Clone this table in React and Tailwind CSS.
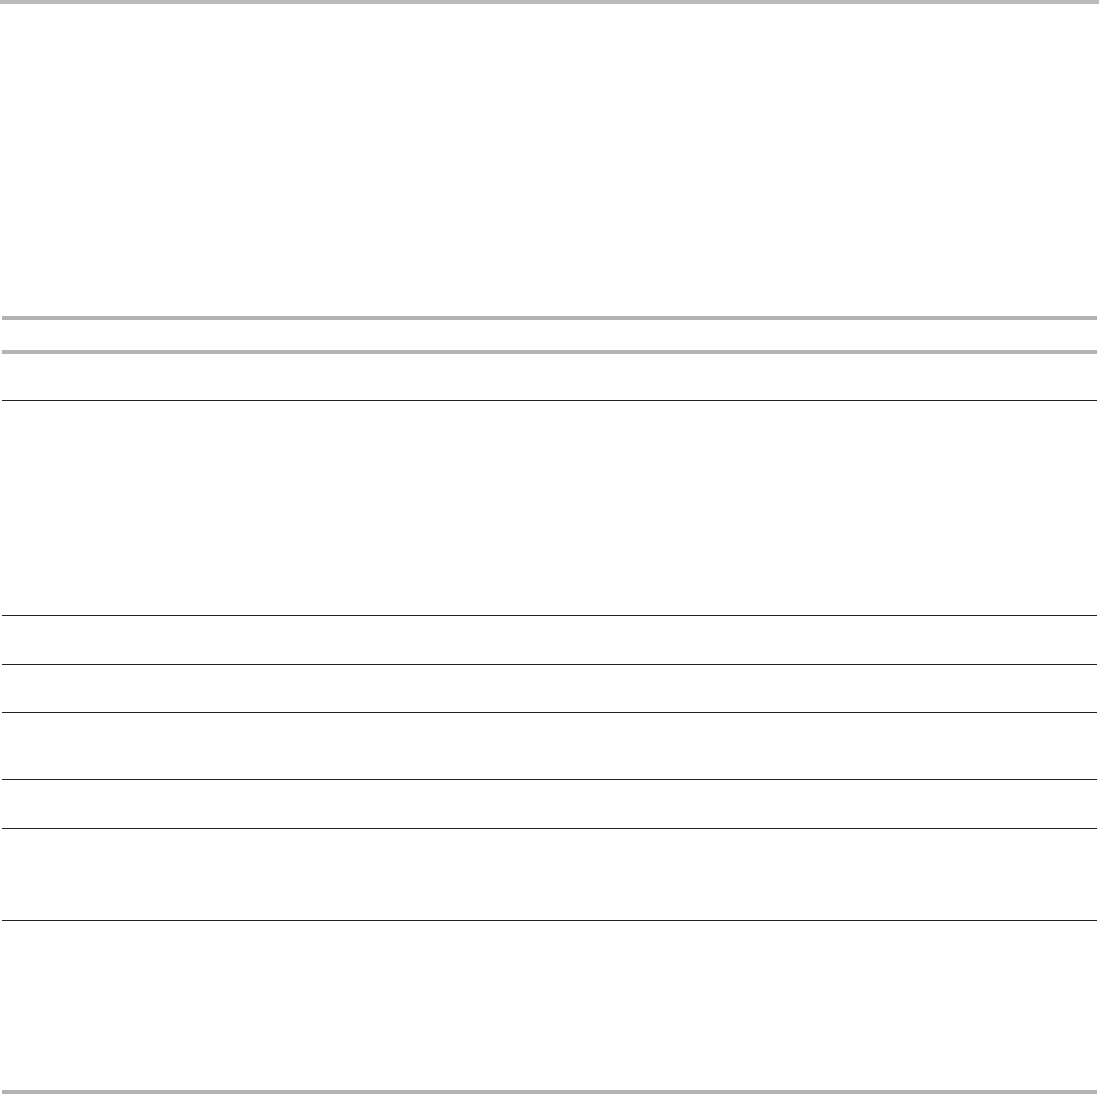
export default function App() {
    const rows = [47, 215, 49, 48, 67, 49, 92];
    return (
        <div className="w-[1099px] h-[1094px] bg-white">
            {/* top rule */}
            <div className="h-[4px] bg-[#bbbbbb]" />

            <div className="mx-[2px] flex flex-col">
                {/* header area */}
                <div className="h-[312px]" />
                <div className="h-[4px] bg-[#b3b3b3]" />
                <div className="h-[30px]" />
                <div className="h-[4px] bg-[#b3b3b3]" />

                {/* body rows */}
                {rows.map((h, i) => (
                    <div
                        key={i}
                        className="border-b border-[#222222]"
                        style={{ height: h }}
                    />
                ))}

                <div className="h-[169px]" />
                <div className="h-[4px] bg-[#b3b3b3]" />
            </div>
        </div>
    );
}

※

> **Short exercise**
Your task is to repeat the material above exactly, without its pictures.

> **Solution below**
Clone this table in React and Tailwind CSS.
export default function App() {
    const rows = [47, 215, 49, 48, 67, 49, 92];
    return (
        <div className="w-[1099px] h-[1094px] bg-white">
            {/* top rule */}
            <div className="h-[4px] bg-[#bbbbbb]" />

            <div className="mx-[2px] flex flex-col">
                {/* header area */}
                <div className="h-[312px]" />
                <div className="h-[4px] bg-[#b3b3b3]" />
                <div className="h-[30px]" />
                <div className="h-[4px] bg-[#b3b3b3]" />

                {/* body rows */}
                {rows.map((h, i) => (
                    <div
                        key={i}
                        className="border-b border-[#222222]"
                        style={{ height: h }}
                    />
                ))}

                <div className="h-[169px]" />
                <div className="h-[4px] bg-[#b3b3b3]" />
            </div>
        </div>
    );
}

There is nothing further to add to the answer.